Furthermore, the HMM is generated based on a plurality of speech
data sampled in advance.
[0012] It is important for such speech recognition how to extract
keywords contained in spontaneous speech.
[0013] Beside keywords, spontaneous speech generally contains
extraneous speech, i.e. previously known words that is unnecessary
in recognition (words such as "er" or "please" before and after
keywords), and in principle, spontaneous speech consists of
keywords sandwiched by extraneous speech.
[0014] Conventionally, speech recognition often employs
"word-spotting" techniques to recognize keywords to be
speech-recognized.
[0015] in the word-spotting techniques, HMMs which represent not
only keyword models but also and HMMs which represent extraneous
speech models (hereinafter referred to as garbage models) are
prepared, and spontaneous speech is recognized by recognizing a
keyword models, garbage models, or combination thereof whose
feature values have the highest likelihood.
SUMMARY OF THE INVENTION
[0016] However, device for recognizing spontaneous speech described
above is prone to misrecognition because if unexpected extraneous
speech is uttered, the device cannot recognize the extraneous
speech or extract keywords properly.
[0017] The present invention has been made in view of the above
problems.

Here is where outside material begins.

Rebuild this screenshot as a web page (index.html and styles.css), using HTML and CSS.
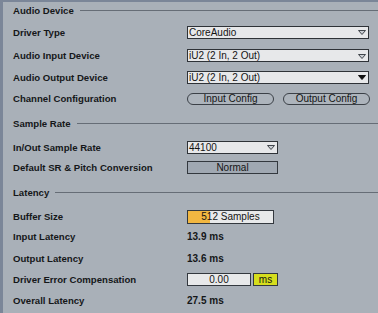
FILE: index.html
```html
<!DOCTYPE html>
<html>
<head>
<meta charset="utf-8">
<link rel="stylesheet" href="styles.css">
</head>
<body>
<div class="panel">
  <div class="head h17"><span>Audio Device</span></div>
  <div class="row h26"><span class="label">Driver Type</span>
    <div class="select wide"><span>CoreAudio</span>
      <svg class="arrow" width="8" height="5" viewBox="0 0 8 5"><polygon points="0.5,0.5 7.5,0.5 4,4.5" fill="#c9cdd2" stroke="#41464c" stroke-width="1"/></svg></div></div>
  <div class="row h21"><span class="label">Audio Input Device</span>
    <div class="select wide"><span>iU2 (2 In, 2 Out)</span>
      <svg class="arrow" width="8" height="5" viewBox="0 0 8 5"><polygon points="0.5,0.5 7.5,0.5 4,4.5" fill="#c9cdd2" stroke="#41464c" stroke-width="1"/></svg></div></div>
  <div class="row h22"><span class="label">Audio Output Device</span>
    <div class="select wide"><span>iU2 (2 In, 2 Out)</span>
      <svg class="arrow" width="8" height="5" viewBox="0 0 8 5"><polygon points="0.5,0.5 7.5,0.5 4,4.5" fill="#111" stroke="#111" stroke-width="1"/></svg></div></div>
  <div class="row h21"><span class="label">Channel Configuration</span>
    <div class="btns"><div class="pill">Input Config</div><div class="pill">Output Config</div></div></div>

  <div class="head h28"><span>Sample Rate</span></div>
  <div class="row h20"><span class="label">In/Out Sample Rate</span>
    <div class="select mid"><span>44100</span>
      <svg class="arrow" width="8" height="5" viewBox="0 0 8 5"><polygon points="0.5,0.5 7.5,0.5 4,4.5" fill="#c9cdd2" stroke="#41464c" stroke-width="1"/></svg></div></div>
  <div class="row h21"><span class="label">Default SR &amp; Pitch Conversion</span>
    <div class="button mid">Normal</div></div>

  <div class="head h29"><span>Latency</span></div>
  <div class="row h19"><span class="label">Buffer Size</span>
    <div class="slider"><div class="fill" style="width:22px"></div><span>512 Samples</span></div></div>
  <div class="row h21"><span class="label">Input Latency</span><span class="value">13.9 ms</span></div>
  <div class="row h22"><span class="label">Output Latency</span><span class="value">13.6 ms</span></div>
  <div class="row h21"><span class="label">Driver Error Compensation</span>
    <div class="pair"><div class="field">0.00</div><div class="unit">ms</div></div></div>
  <div class="row h21"><span class="label">Overall Latency</span><span class="value">27.5 ms</span></div>
</div>
</body>
</html>
```
FILE: styles.css
```css
html, body {
  margin: 0;
  padding: 0;
  background: #a9b0b8;
}
body {
  width: 378px;
  height: 313px;
  overflow: hidden;
  font-family: "Liberation Sans", Arial, sans-serif;
  color: #151719;
}
.panel {
  box-sizing: border-box;
  height: 313px;
  border-left: 3px solid #7b8698;
  border-top: 2px solid #7b8698;
  padding-left: 10px;
}
.head {
  display: flex;
  align-items: center;
  font-weight: bold;
  font-size: 9.6px;
}
.head::after {
  content: "";
  flex: 1;
  border-top: 1px solid #666d76;
  margin-left: 6px;
}
.row {
  display: flex;
  align-items: center;
}
.h17 { height: 17px; }
.h19 { height: 19px; }
.h20 { height: 20px; }
.h21 { height: 21px; }
.h22 { height: 22px; }
.h26 { height: 26px; }
.h28 { height: 28px; }
.h29 { height: 29px; }
.label {
  width: 174px;
  flex: none;
  font-weight: bold;
  font-size: 9.6px;
}
.value {
  font-weight: bold;
  font-size: 10px;
}
.select {
  box-sizing: border-box;
  height: 13px;
  border: 1px solid #2e3237;
  background: #e7e8ea;
  display: flex;
  align-items: center;
  justify-content: space-between;
  padding: 0 2px 0 1px;
  font-size: 10px;
  color: #141414;
}
.wide { width: 182px; }
.mid { width: 91px; }
.arrow { display: block; margin-top: 1px; }
.btns {
  display: flex;
  gap: 9px;
}
.pill {
  box-sizing: border-box;
  width: 87px;
  height: 12px;
  border: 1px solid #3b4047;
  border-radius: 6px;
  background: #adb4bc;
  font-size: 10px;
  line-height: 10px;
  text-align: center;
  color: #141414;
}
.button {
  box-sizing: border-box;
  height: 13px;
  border: 1px solid #33383e;
  background: #a0a8b2;
  font-size: 10px;
  line-height: 11px;
  text-align: center;
  color: #141414;
}
.slider {
  position: relative;
  box-sizing: border-box;
  width: 87px;
  height: 14px;
  border: 1px solid #33383e;
  background: #e8e9ea;
  font-size: 10px;
  line-height: 12px;
  text-align: center;
  color: #141414;
}
.slider .fill {
  position: absolute;
  left: 0;
  top: 0;
  bottom: 0;
  background: #f2b741;
}
.slider span { position: relative; }
.pair {
  display: flex;
  gap: 2px;
}
.field, .unit {
  box-sizing: border-box;
  height: 13px;
  border: 1px solid #33383e;
  font-size: 10px;
  line-height: 11px;
  text-align: center;
  color: #141414;
}
.field {
  width: 64px;
  background: #e8e9ea;
}
.unit {
  width: 25px;
  background: #d6de1d;
}
```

Its object is to provide a speech recognition apparatus
which can achieve high speech recognition performance without
increasing the data quantity of feature values of extraneous
speech.
[0018] The above object of present invention can be achieved by a
speech recognition apparatus of the present invention. The speech
recognition apparatus for recognizing at least one of a keyword
contained in uttered spontaneous speech is provided with: an
extraction device for extracting a spontaneous-speech feature
value, which is feature value of speech ingredient of the
spontaneous speech, by analyzing the spontaneous speech; a
recognition device for recognizing the keyword- by identifying at
least one of the keyword and extraneous speech contained in the
spontaneous speech based on the spontaneous-speech feature value,
the extraneous speech. indicating non-keyword; and a database in
which an extraneous-speech component feature data is prestored, the
extraneous-speech component feature data indicating feature value
of speech ingredient of extraneous-speech component which is
component of the extraneous speech, wherein the recognition device
identifies the extraneous speech contained in the spontaneous
speech based on the extracted spontaneous-speech feature value and
the stored extraneous-speech component feature data.
[0019] According to the present invention, the extraneous speech
contained in spontaneous speech is identified based on the
extracted spontaneous-speech feature value and stored
extraneous-speech component feature data.
[0020] Accordingly, since extraneous speech is identified based on
the stored extraneous-speech component feature data, it can be
identified properly using a small amount of data in recognizing the
extraneous speech. Therefore, it is possible to increase
identifiable extraneous speech without increasing the amount of
data required to recognize extraneous speech and improve the
accuracy with which keyword is extracted and recognized.
[0021] In one aspect of the present invention, the speech
recognition apparatus of the present invention is further provided
with; wherein the extraneous-speech component feature data
prestored in the database has data of characteristics of feature
values of speech ingredient of a plurality of the extraneous-speech
components.
[0022] According to the present invention, the extraneous speech
contained in spontaneous speech is identified based on
extraneous-speech component feature data which has data of
characteristics of feature values of speech ingredient of a
plurality of the extraneous-speech components.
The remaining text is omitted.